# TO BE DONE
Write out the listing below in full and exactly, leaving out every picture.

>> START GIVEN MATERIAL

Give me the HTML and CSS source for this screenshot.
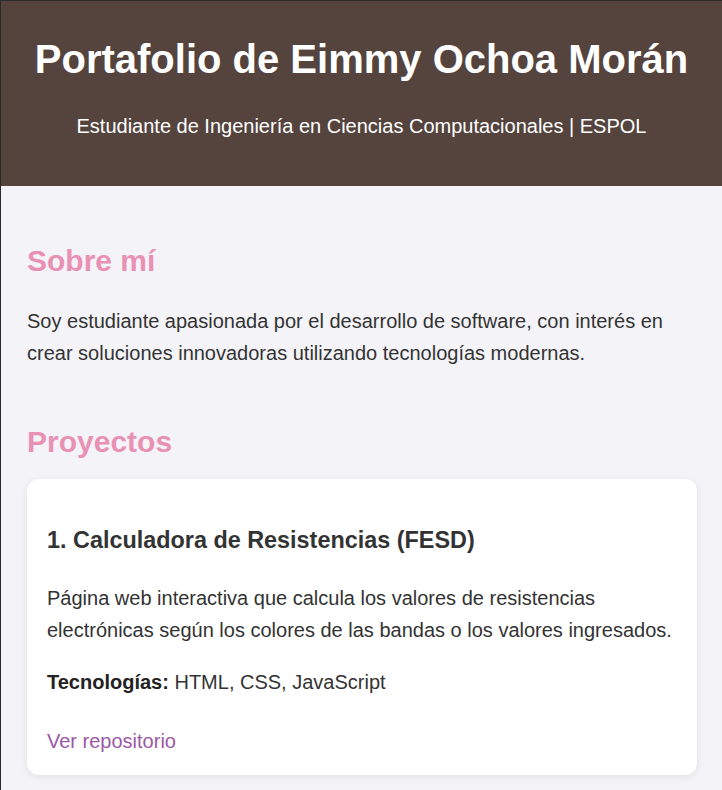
FILE: index.html
```html
<!DOCTYPE html>
<html lang="es">
<head>
<meta charset="utf-8">
<title>Portafolio de Eimmy Ochoa Morán</title>
<link rel="stylesheet" href="styles.css">
</head>
<body>
<div class="frame">
  <header class="hero">
    <h1 class="hero-title">Portafolio de Eimmy Ochoa Morán</h1>
    <p class="hero-sub">Estudiante de Ingeniería en Ciencias Computacionales | ESPOL</p>
  </header>
  <main class="content">
    <section class="about">
      <h2 class="section-title">Sobre mí</h2>
      <p class="text">Soy estudiante apasionada por el desarrollo de software, con interés en crear soluciones innovadoras utilizando tecnologías modernas.</p>
    </section>
    <section class="projects">
      <h2 class="section-title">Proyectos</h2>
      <article class="card">
        <h3 class="card-title">1. Calculadora de Resistencias (FESD)</h3>
        <p class="text card-desc">Página web interactiva que calcula los valores de resistencias electrónicas según los colores de las bandas o los valores ingresados.</p>
        <p class="text card-tech"><strong>Tecnologías:</strong> HTML, CSS, JavaScript</p>
        <p class="text card-link-row"><a class="card-link" href="#">Ver repositorio</a></p>
      </article>
    </section>
  </main>
</div>
</body>
</html>
```

FILE: styles.css
```css
html, body {
  margin: 0;
  padding: 0;
  height: 100%;
}
body {
  background: #f4f3f8;
  font-family: "Liberation Sans", Arial, sans-serif;
  color: #333;
  overflow: hidden;
}
.frame {
  border-top: 1px solid #2b2b2b;
  border-left: 1px solid #2b2b2b;
  min-height: 100%;
  box-sizing: border-box;
}
.hero {
  background: #55433e;
  color: #fff;
  text-align: center;
  padding: 37px 20px 48px;
}
.hero-title {
  margin: 0;
  font-size: 40px;
  line-height: 42px;
  font-weight: bold;
}
.hero-sub {
  margin: 35px 0 0;
  font-size: 20px;
  line-height: 23px;
}
.content {
  padding: 0 25px 0 26px;
}
.section-title {
  margin: 0;
  font-size: 30px;
  line-height: 36px;
  font-weight: bold;
  color: #e991b4;
}
.about {
  padding-top: 57px;
}
.about .section-title {
  margin-bottom: 26px;
}
.text {
  margin: 0;
  font-size: 20px;
  line-height: 32px;
}
.projects {
  padding-top: 55px;
}
.projects .section-title {
  margin-bottom: 19px;
}
.card {
  background: #fff;
  border-radius: 12px;
  box-shadow: 0 2px 8px rgba(0, 0, 0, 0.08);
  padding: 24px 20px 18px;
}
.card-title {
  margin: 24px 0 28px;
  font-size: 23.4px;
  line-height: 27px;
  font-weight: bold;
  color: #333;
}
.card-tech {
  margin-top: 20px;
  color: #333;
}
.card-tech strong {
  color: #222;
}
.card-link-row {
  margin-top: 27px;
}
.card-link {
  color: #9c59a5;
  text-decoration: none;
}
```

>> END GIVEN MATERIAL

# OUTPUT FOR THIS TASK
Give me the HTML and CSS source for this screenshot.
FILE: index.html
```html
<!DOCTYPE html>
<html lang="es">
<head>
<meta charset="utf-8">
<title>Portafolio de Eimmy Ochoa Morán</title>
<link rel="stylesheet" href="styles.css">
</head>
<body>
<div class="frame">
  <header class="hero">
    <h1 class="hero-title">Portafolio de Eimmy Ochoa Morán</h1>
    <p class="hero-sub">Estudiante de Ingeniería en Ciencias Computacionales | ESPOL</p>
  </header>
  <main class="content">
    <section class="about">
      <h2 class="section-title">Sobre mí</h2>
      <p class="text">Soy estudiante apasionada por el desarrollo de software, con interés en crear soluciones innovadoras utilizando tecnologías modernas.</p>
    </section>
    <section class="projects">
      <h2 class="section-title">Proyectos</h2>
      <article class="card">
        <h3 class="card-title">1. Calculadora de Resistencias (FESD)</h3>
        <p class="text card-desc">Página web interactiva que calcula los valores de resistencias electrónicas según los colores de las bandas o los valores ingresados.</p>
        <p class="text card-tech"><strong>Tecnologías:</strong> HTML, CSS, JavaScript</p>
        <p class="text card-link-row"><a class="card-link" href="#">Ver repositorio</a></p>
      </article>
    </section>
  </main>
</div>
</body>
</html>
```

FILE: styles.css
```css
html, body {
  margin: 0;
  padding: 0;
  height: 100%;
}
body {
  background: #f4f3f8;
  font-family: "Liberation Sans", Arial, sans-serif;
  color: #333;
  overflow: hidden;
}
.frame {
  border-top: 1px solid #2b2b2b;
  border-left: 1px solid #2b2b2b;
  min-height: 100%;
  box-sizing: border-box;
}
.hero {
  background: #55433e;
  color: #fff;
  text-align: center;
  padding: 37px 20px 48px;
}
.hero-title {
  margin: 0;
  font-size: 40px;
  line-height: 42px;
  font-weight: bold;
}
.hero-sub {
  margin: 35px 0 0;
  font-size: 20px;
  line-height: 23px;
}
.content {
  padding: 0 25px 0 26px;
}
.section-title {
  margin: 0;
  font-size: 30px;
  line-height: 36px;
  font-weight: bold;
  color: #e991b4;
}
.about {
  padding-top: 57px;
}
.about .section-title {
  margin-bottom: 26px;
}
.text {
  margin: 0;
  font-size: 20px;
  line-height: 32px;
}
.projects {
  padding-top: 55px;
}
.projects .section-title {
  margin-bottom: 19px;
}
.card {
  background: #fff;
  border-radius: 12px;
  box-shadow: 0 2px 8px rgba(0, 0, 0, 0.08);
  padding: 24px 20px 18px;
}
.card-title {
  margin: 24px 0 28px;
  font-size: 23.4px;
  line-height: 27px;
  font-weight: bold;
  color: #333;
}
.card-tech {
  margin-top: 20px;
  color: #333;
}
.card-tech strong {
  color: #222;
}
.card-link-row {
  margin-top: 27px;
}
.card-link {
  color: #9c59a5;
  text-decoration: none;
}
```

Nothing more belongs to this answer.